- [Task description]: Reproduce all the lines below exactly and omit the images.

==========

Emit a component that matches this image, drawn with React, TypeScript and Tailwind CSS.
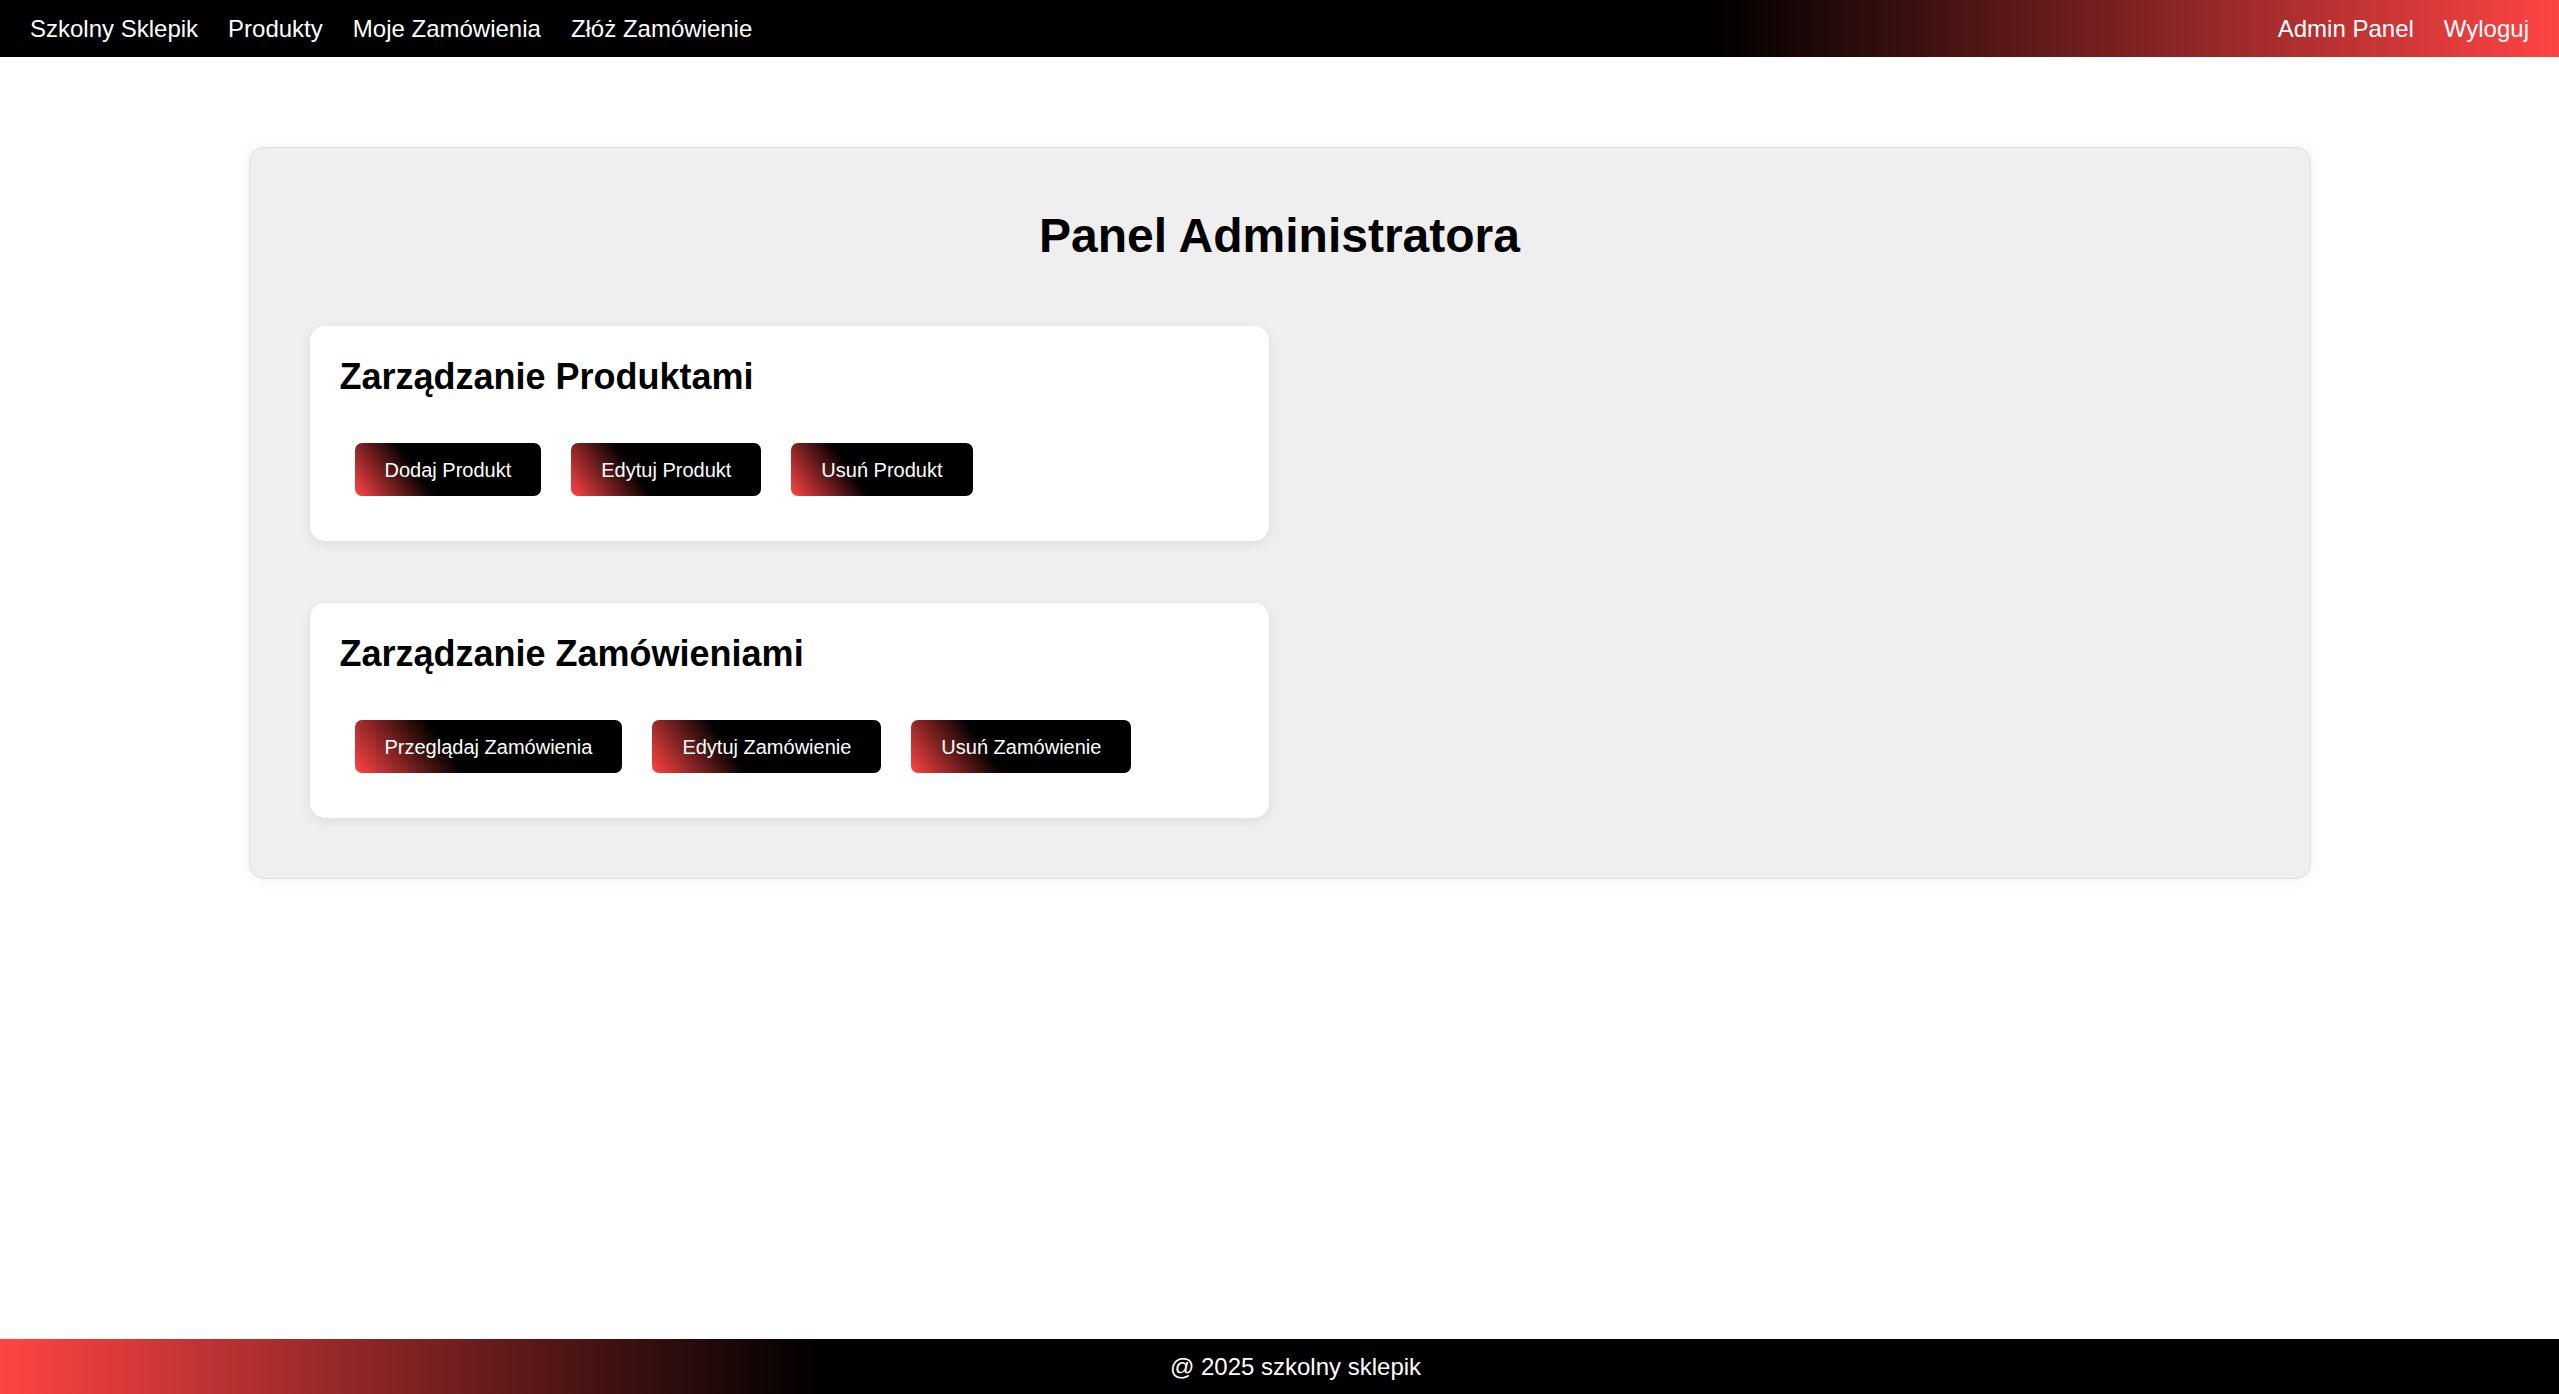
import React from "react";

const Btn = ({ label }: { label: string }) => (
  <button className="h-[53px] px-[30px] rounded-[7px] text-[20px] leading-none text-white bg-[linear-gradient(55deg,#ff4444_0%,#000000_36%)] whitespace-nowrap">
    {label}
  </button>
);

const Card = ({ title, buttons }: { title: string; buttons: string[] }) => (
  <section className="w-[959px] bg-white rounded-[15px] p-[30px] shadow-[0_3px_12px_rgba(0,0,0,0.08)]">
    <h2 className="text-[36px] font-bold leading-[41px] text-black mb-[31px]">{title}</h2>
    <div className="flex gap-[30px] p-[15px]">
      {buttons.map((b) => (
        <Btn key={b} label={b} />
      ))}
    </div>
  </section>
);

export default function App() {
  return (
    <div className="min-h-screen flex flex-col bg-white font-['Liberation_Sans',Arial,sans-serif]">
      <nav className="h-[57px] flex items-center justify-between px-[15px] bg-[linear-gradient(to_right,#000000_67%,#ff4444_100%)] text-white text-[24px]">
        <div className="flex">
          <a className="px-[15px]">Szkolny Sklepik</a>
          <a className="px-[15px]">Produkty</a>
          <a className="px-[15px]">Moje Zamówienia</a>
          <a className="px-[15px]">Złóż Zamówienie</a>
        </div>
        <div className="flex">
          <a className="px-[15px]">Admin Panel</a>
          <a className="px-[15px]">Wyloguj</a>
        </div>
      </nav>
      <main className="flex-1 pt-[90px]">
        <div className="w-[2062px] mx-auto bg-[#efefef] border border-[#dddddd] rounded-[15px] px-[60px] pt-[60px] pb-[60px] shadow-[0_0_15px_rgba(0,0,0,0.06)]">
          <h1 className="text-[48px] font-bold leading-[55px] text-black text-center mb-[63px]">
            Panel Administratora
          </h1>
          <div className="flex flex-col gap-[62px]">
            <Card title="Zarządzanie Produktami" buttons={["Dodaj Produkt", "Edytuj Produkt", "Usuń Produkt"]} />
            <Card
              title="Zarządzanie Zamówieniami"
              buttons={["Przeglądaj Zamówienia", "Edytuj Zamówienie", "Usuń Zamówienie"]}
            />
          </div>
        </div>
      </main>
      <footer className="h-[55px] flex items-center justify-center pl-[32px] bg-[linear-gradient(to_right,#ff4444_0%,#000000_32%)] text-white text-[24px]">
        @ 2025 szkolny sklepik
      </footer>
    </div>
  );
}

==========

- [Worked solution]:
Emit a component that matches this image, drawn with React, TypeScript and Tailwind CSS.
import React from "react";

const Btn = ({ label }: { label: string }) => (
  <button className="h-[53px] px-[30px] rounded-[7px] text-[20px] leading-none text-white bg-[linear-gradient(55deg,#ff4444_0%,#000000_36%)] whitespace-nowrap">
    {label}
  </button>
);

const Card = ({ title, buttons }: { title: string; buttons: string[] }) => (
  <section className="w-[959px] bg-white rounded-[15px] p-[30px] shadow-[0_3px_12px_rgba(0,0,0,0.08)]">
    <h2 className="text-[36px] font-bold leading-[41px] text-black mb-[31px]">{title}</h2>
    <div className="flex gap-[30px] p-[15px]">
      {buttons.map((b) => (
        <Btn key={b} label={b} />
      ))}
    </div>
  </section>
);

export default function App() {
  return (
    <div className="min-h-screen flex flex-col bg-white font-['Liberation_Sans',Arial,sans-serif]">
      <nav className="h-[57px] flex items-center justify-between px-[15px] bg-[linear-gradient(to_right,#000000_67%,#ff4444_100%)] text-white text-[24px]">
        <div className="flex">
          <a className="px-[15px]">Szkolny Sklepik</a>
          <a className="px-[15px]">Produkty</a>
          <a className="px-[15px]">Moje Zamówienia</a>
          <a className="px-[15px]">Złóż Zamówienie</a>
        </div>
        <div className="flex">
          <a className="px-[15px]">Admin Panel</a>
          <a className="px-[15px]">Wyloguj</a>
        </div>
      </nav>
      <main className="flex-1 pt-[90px]">
        <div className="w-[2062px] mx-auto bg-[#efefef] border border-[#dddddd] rounded-[15px] px-[60px] pt-[60px] pb-[60px] shadow-[0_0_15px_rgba(0,0,0,0.06)]">
          <h1 className="text-[48px] font-bold leading-[55px] text-black text-center mb-[63px]">
            Panel Administratora
          </h1>
          <div className="flex flex-col gap-[62px]">
            <Card title="Zarządzanie Produktami" buttons={["Dodaj Produkt", "Edytuj Produkt", "Usuń Produkt"]} />
            <Card
              title="Zarządzanie Zamówieniami"
              buttons={["Przeglądaj Zamówienia", "Edytuj Zamówienie", "Usuń Zamówienie"]}
            />
          </div>
        </div>
      </main>
      <footer className="h-[55px] flex items-center justify-center pl-[32px] bg-[linear-gradient(to_right,#ff4444_0%,#000000_32%)] text-white text-[24px]">
        @ 2025 szkolny sklepik
      </footer>
    </div>
  );
}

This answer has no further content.